Exercise goal:
Each line that includes the string "page" counts once; give the total and nothing else.

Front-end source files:

_ _ _ _

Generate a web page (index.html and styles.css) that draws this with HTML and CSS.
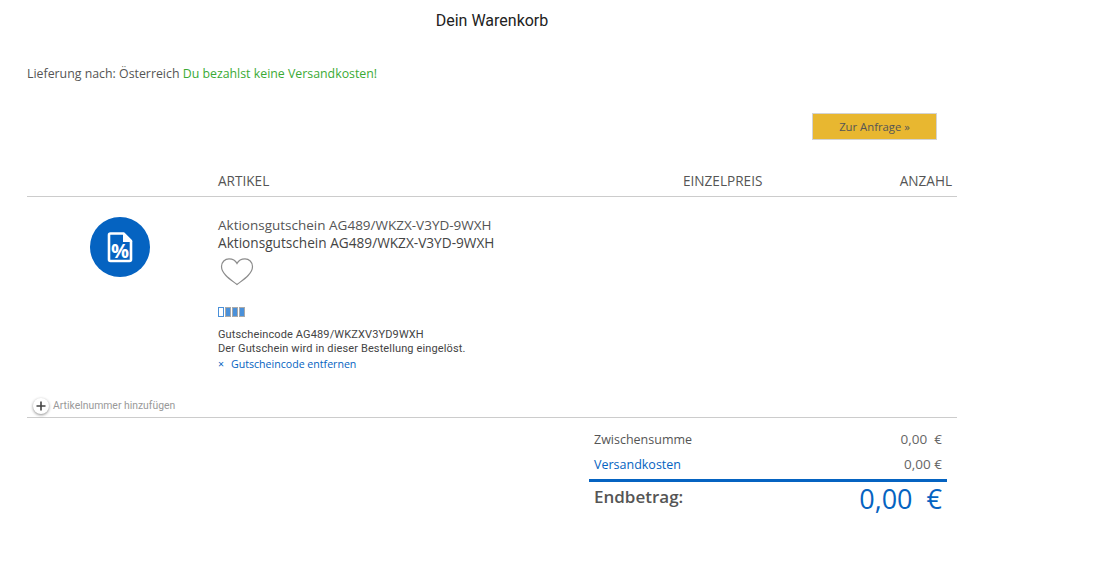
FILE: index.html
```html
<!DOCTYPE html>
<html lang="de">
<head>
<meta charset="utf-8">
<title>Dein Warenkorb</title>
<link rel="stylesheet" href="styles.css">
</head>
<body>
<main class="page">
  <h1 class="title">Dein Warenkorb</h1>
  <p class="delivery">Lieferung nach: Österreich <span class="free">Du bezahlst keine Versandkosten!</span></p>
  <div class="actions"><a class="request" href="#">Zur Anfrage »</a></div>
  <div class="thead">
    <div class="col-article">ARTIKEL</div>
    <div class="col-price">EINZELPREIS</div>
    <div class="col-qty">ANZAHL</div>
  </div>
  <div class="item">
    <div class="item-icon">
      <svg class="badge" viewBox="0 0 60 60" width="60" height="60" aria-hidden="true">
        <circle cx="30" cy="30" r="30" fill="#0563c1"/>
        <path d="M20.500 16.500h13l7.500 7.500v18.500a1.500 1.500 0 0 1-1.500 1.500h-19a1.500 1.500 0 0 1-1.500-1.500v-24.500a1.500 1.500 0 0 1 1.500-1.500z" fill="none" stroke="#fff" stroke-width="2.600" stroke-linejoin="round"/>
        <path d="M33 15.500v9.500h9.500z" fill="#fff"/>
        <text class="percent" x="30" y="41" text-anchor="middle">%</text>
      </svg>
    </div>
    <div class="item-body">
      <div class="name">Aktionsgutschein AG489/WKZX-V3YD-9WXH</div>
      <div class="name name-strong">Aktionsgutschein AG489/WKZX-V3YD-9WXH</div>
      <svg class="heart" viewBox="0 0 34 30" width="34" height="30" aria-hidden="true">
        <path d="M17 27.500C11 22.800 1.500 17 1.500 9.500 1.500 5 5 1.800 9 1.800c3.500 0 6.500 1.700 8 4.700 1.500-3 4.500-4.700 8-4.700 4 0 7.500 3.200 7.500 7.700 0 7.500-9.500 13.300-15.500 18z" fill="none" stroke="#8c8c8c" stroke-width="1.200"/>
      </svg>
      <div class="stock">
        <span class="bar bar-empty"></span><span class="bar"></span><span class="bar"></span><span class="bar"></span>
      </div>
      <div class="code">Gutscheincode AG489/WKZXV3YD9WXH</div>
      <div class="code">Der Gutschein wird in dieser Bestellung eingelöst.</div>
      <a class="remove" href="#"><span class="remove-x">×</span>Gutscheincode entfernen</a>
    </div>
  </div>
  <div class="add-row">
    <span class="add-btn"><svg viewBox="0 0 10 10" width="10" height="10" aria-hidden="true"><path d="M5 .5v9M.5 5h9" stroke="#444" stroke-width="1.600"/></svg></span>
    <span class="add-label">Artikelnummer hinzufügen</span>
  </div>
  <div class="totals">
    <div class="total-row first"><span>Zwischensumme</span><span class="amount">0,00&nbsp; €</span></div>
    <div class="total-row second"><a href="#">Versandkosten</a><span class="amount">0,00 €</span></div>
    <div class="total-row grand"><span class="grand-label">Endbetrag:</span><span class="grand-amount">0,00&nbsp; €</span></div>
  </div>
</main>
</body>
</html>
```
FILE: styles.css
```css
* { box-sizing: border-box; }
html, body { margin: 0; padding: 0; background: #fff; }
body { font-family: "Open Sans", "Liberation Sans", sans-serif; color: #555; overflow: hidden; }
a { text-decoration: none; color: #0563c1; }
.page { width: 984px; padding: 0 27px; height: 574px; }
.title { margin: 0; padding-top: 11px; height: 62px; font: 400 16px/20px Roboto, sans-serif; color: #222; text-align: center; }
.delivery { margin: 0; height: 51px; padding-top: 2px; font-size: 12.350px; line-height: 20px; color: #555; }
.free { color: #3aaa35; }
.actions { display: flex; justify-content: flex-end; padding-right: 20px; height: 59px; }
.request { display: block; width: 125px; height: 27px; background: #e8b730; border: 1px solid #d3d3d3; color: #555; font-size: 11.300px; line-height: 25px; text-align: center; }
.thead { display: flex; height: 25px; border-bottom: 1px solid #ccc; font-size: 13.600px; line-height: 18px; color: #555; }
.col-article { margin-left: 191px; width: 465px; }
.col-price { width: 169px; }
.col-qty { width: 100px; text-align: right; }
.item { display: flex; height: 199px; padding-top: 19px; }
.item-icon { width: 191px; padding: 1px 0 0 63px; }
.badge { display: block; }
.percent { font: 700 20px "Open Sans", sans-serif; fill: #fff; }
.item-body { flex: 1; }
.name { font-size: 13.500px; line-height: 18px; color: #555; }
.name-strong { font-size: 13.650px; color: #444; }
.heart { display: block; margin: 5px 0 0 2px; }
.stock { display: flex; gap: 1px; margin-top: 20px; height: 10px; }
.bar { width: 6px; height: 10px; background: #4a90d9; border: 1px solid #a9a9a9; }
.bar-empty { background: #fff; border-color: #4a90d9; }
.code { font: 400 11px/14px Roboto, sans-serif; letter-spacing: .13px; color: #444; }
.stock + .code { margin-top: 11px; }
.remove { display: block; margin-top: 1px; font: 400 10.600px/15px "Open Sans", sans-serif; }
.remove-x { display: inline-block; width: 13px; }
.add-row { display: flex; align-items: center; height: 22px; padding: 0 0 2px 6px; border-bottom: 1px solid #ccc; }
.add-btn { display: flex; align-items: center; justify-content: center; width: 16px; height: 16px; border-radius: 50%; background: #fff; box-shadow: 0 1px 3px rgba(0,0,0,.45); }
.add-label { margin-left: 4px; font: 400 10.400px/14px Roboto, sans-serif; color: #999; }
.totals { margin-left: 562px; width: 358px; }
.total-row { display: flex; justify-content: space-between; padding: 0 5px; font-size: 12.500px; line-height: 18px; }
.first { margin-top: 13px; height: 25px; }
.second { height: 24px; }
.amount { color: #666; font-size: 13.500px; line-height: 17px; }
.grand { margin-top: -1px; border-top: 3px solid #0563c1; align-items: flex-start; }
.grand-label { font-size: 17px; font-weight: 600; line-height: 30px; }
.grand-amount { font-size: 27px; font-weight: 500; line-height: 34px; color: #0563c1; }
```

_ _ _ _

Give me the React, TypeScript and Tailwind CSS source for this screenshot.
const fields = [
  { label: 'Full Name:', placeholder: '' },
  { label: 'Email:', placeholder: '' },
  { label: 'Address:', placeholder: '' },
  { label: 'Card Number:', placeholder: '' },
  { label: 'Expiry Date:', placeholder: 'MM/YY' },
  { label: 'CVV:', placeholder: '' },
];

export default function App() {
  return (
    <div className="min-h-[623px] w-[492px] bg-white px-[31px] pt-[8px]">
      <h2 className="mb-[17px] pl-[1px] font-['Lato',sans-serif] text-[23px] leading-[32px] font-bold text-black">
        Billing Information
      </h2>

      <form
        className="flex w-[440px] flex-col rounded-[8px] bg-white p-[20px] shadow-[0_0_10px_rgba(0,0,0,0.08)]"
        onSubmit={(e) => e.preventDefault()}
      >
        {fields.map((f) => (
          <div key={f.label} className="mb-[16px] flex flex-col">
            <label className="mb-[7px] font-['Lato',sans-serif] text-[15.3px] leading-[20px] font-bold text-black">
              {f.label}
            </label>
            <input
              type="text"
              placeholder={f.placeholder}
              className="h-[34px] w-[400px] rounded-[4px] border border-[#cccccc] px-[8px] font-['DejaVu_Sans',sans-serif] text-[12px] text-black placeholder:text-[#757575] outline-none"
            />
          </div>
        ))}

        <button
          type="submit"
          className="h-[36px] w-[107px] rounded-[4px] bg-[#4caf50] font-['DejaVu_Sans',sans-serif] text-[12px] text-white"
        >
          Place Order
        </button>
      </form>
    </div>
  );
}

_ _ _ _

Result of the task:
3